Rapport du groupe de travail sur le cinéma face au droit de la concurrence

S'il est admis que la distribution d'un film puisse être « sélective », cette liberté doit néanmoins être exercée dans le cadre et les limites du droit général de la concurrence et du droit du cinéma. A ce titre, le médiateur du cinéma peut rencontrer diverses formes de comportements prohibés : le fait pour un exploitant généralement en position dominante, de faire pression sur un distributeur pour que celui-ci refuse une copie à un concurrent. En sens inverse, un refus de fournir une copie pourra être parfaitement justifié, soit en raison d'une offre plus intéressante de la part de tel exploitant, soit parce que l'exploitant qui demande la copie est connu comme étant un mauvais payeur.

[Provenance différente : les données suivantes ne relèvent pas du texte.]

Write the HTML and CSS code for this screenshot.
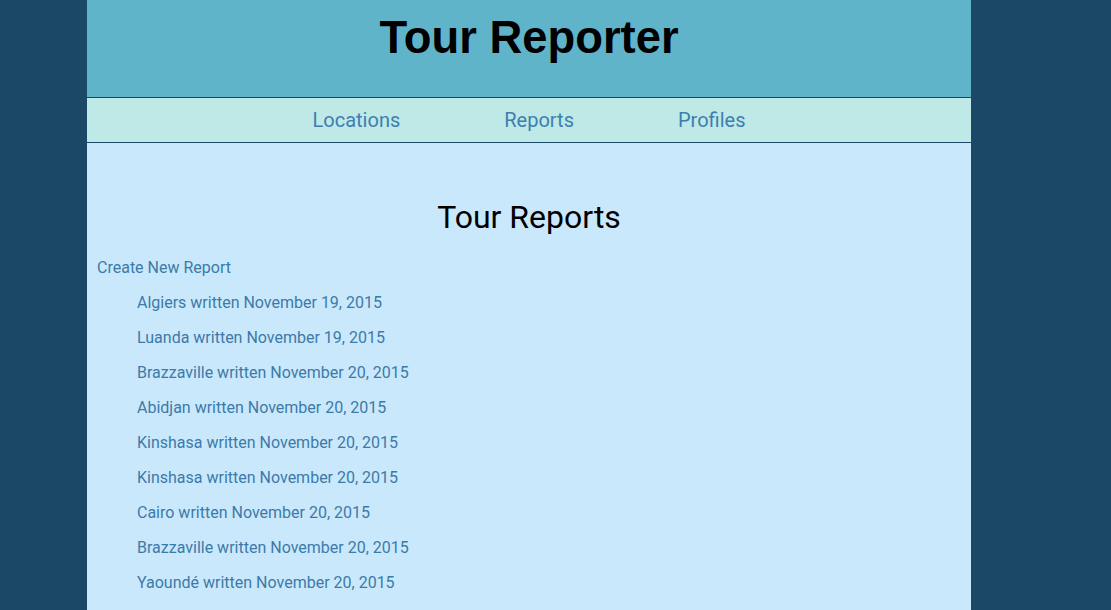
FILE: index.html
```html
<!DOCTYPE html>
<html lang="en">
<head>
<meta charset="utf-8">
<title>Tour Reporter</title>
<link rel="stylesheet" href="styles.css">
</head>
<body>
<div class="page">
  <header class="site-header">
    <h1 class="site-title">Tour Reporter</h1>
  </header>
  <nav class="site-nav">
    <a href="#" class="nav-link">Locations</a>
    <a href="#" class="nav-link">Reports</a>
    <a href="#" class="nav-link">Profiles</a>
  </nav>
  <main class="content">
    <h2 class="page-title">Tour Reports</h2>
    <a href="#" class="create-link">Create New Report</a>
    <ul class="report-list">
      <li><a href="#">Algiers written November 19, 2015</a></li>
      <li><a href="#">Luanda written November 19, 2015</a></li>
      <li><a href="#">Brazzaville written November 20, 2015</a></li>
      <li><a href="#">Abidjan written November 20, 2015</a></li>
      <li><a href="#">Kinshasa written November 20, 2015</a></li>
      <li><a href="#">Kinshasa written November 20, 2015</a></li>
      <li><a href="#">Cairo written November 20, 2015</a></li>
      <li><a href="#">Brazzaville written November 20, 2015</a></li>
      <li><a href="#">Yaoundé written November 20, 2015</a></li>
    </ul>
  </main>
</div>
</body>
</html>
```
FILE: styles.css
```css
html, body {
  margin: 0;
  padding: 0;
  background: #1b4866;
  font-family: Roboto, "Liberation Sans", Arial, sans-serif;
}

.page {
  margin-left: 87px;
  width: 884px;
  min-height: 610px;
  background: #cae8fc;
}

.site-header {
  background: #60b4ca;
  height: 98px;
  border-bottom: 1px solid #1b4866;
  box-sizing: border-box;
  display: flex;
  justify-content: center;
}

.site-title {
  margin: 0;
  padding-top: 12px;
  font-family: "Liberation Sans", Arial, sans-serif;
  font-weight: bold;
  font-size: 45.4px;
  line-height: 52px;
  color: #000;
}

.site-nav {
  background: #bee9e7;
  height: 45px;
  border-bottom: 1px solid #1b4866;
  box-sizing: border-box;
  display: flex;
  justify-content: center;
  align-items: center;
  gap: 104px;
}

.nav-link {
  font-size: 20px;
  line-height: 24px;
  color: #3d7fb0;
  text-decoration: none;
}

.content {
  padding: 54px 10px 20px;
}

.page-title {
  margin: 0 0 21px;
  text-align: center;
  font-weight: normal;
  font-size: 32px;
  line-height: 40px;
  color: #000;
}

.create-link {
  display: block;
  font-size: 16px;
  line-height: 20px;
  color: #3c7aa8;
  text-decoration: none;
}

.report-list {
  list-style: none;
  margin: 0;
  padding: 15px 0 0 40px;
  display: flex;
  flex-direction: column;
  gap: 15px;
}

.report-list li {
  font-size: 16px;
  line-height: 20px;
}

.report-list a {
  color: #3c7aa8;
  text-decoration: none;
}
```
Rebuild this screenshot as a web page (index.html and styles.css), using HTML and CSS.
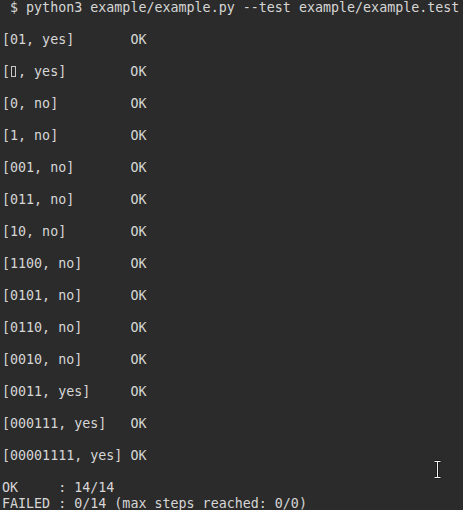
FILE: index.html
```html
<!DOCTYPE html>
<html><head><link rel="stylesheet" href="styles.css"></head>
<body>
<pre class="term"> $ python3 example/example.py --test example/example.test

[01, yes]       OK

[<span class="tofu"><span class="box"></span></span>, yes]        OK

[0, no]         OK

[1, no]         OK

[001, no]       OK

[011, no]       OK

[10, no]        OK

[1100, no]      OK

[0101, no]      OK

[0110, no]      OK

[0010, no]      OK

[0011, yes]     OK

[000111, yes]   OK

[00001111, yes] OK

OK     : 14/14
FAILED : 0/14 (max steps reached: 0/0)</pre>
<svg class="ibeam" width="9" height="19" viewBox="0 0 9 19">
  <path d="M1.5 1.5h6M1.5 17.5h6M4.5 1.5v16" stroke="#1a1a1a" stroke-width="3" fill="none"/>
  <path d="M1.5 1.5h6M1.5 17.5h6M4.5 1.5v16" stroke="#f2f2f2" stroke-width="1" fill="none"/>
</svg>
</body></html>
```
FILE: styles.css
```css
html,body{margin:0;height:100%}
body{background:#2b2b2b;color:#d6d6d6;position:relative;overflow:hidden}
.term{margin:0 0 0 2px;font-family:"DejaVu Sans Mono",monospace;font-size:13.33px;line-height:16px;white-space:pre}
.tofu{display:inline-block;width:8px;height:10px;vertical-align:-1px;position:relative}
.box{position:absolute;left:1px;top:-1px;width:3px;height:9px;border:1px solid #c8c8c8}
.ibeam{position:absolute;left:433px;top:460px}
```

Concernant l'évaluation de l'action du médiateur dans ce domaine, la mission reprendra à son compte l'avis du groupe de travail sur le cinéma face au droit de la concurrence, qui, dans son rapport publié le 30 janvier 2003, estime que « l'originalité et l'efficacité du dispositif du médiateur du cinéma est admise par tous. Il s'agit d'un mécanisme de régulation qui, tout en permettant de prévenir les contentieux, a contribué à ce qu'une saine concurrence joue dans le secteur de la diffusion cinématographique. (...) le système réussit à combiner, d'une part la flexibilité de l'action par rapport aux réponses juridiques traditionnelles lourdes à mettre en oeuvre et brutales tant dans leur application que dans leur résultat et, d'autre part, la prévisibilité de l'interprétation à partir de critères objectifs et opératoires permettant de dégager une véritable « ligne politique » connue des différents opérateurs. En outre, la souplesse offerte par le médiateur et la procédure mise en oeuvre permettent de répondre à des situations que le droit de la concurrence ne peut pas traiter avec le même degré d'urgence : les procédures de référé devant le juge ne sont pas adaptées au problème du refus opposé à un exploitant le lundi matin, jour des décisions de programmation pour une diffusion le mercredi, premier jour de la semaine cinématographique.